EXERCISE DESCRIPTION » Count the lines below that contain the word "React", and reply with only that number.

GIVEN MATERIAL »
[START]

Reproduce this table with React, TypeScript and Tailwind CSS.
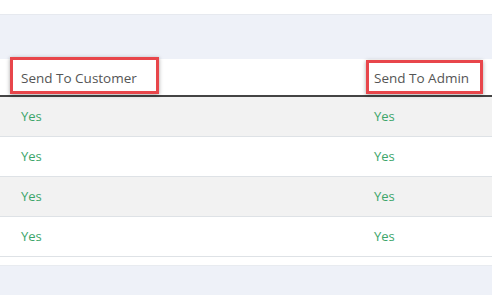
import React from "react";

const rows = [
  { customer: "Yes", admin: "Yes" },
  { customer: "Yes", admin: "Yes" },
  { customer: "Yes", admin: "Yes" },
  { customer: "Yes", admin: "Yes" },
];

function Marked({ children, className }: { children: React.ReactNode; className: string }) {
  return (
    <div className="relative">
      {children}
      <div
        className={`pointer-events-none absolute border-[3px] border-[#e8464b] shadow-[0_1px_4px_rgba(0,0,0,0.35)] ${className}`}
      />
    </div>
  );
}

export default function App() {
  return (
    <div
      className="w-[492px] h-[295px] overflow-hidden bg-white flex flex-col"
      style={{ fontFamily: "'Open Sans', Lato, sans-serif" }}
    >
      <div className="h-[15px] bg-white border-b border-[#e6e9ef] shrink-0" />
      <div className="h-[44px] bg-[#eef1f8] shrink-0" />
      <div className="bg-white shrink-0">
        <div className="grid grid-cols-[353px_1fr] h-[38px] border-b-2 border-[#444] text-[13.5px] text-[#555]">
          <Marked className="left-[10px] top-[-2px] w-[149px] h-[37px]">
            <div className="pl-[21px] pt-[11px] leading-[16px]">Send To Customer</div>
          </Marked>
          <Marked className="left-[13px] top-[1px] w-[117px] h-[34px]">
            <div className="pl-[21px] pt-[11px] leading-[16px]">Send To Admin</div>
          </Marked>
        </div>
        {rows.map((r, i) => (
          <div
            key={i}
            className={`grid grid-cols-[353px_1fr] h-[40px] border-b border-[#dee2e6] text-[13px] text-[#3da56a] ${
              i % 2 === 0 ? "bg-[#f2f2f2]" : "bg-white"
            }`}
          >
            <div className="pl-[21px] pt-[9px] leading-[20px]">{r.customer}</div>
            <div className="pl-[21px] pt-[9px] leading-[20px]">{r.admin}</div>
          </div>
        ))}
        <div className="h-[9px] bg-white border-b border-[#e8ebf0]" />
      </div>
      <div className="flex-1 bg-[#eef1f8]" />
    </div>
  );
}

[END]

WRITTEN SOLUTION » 3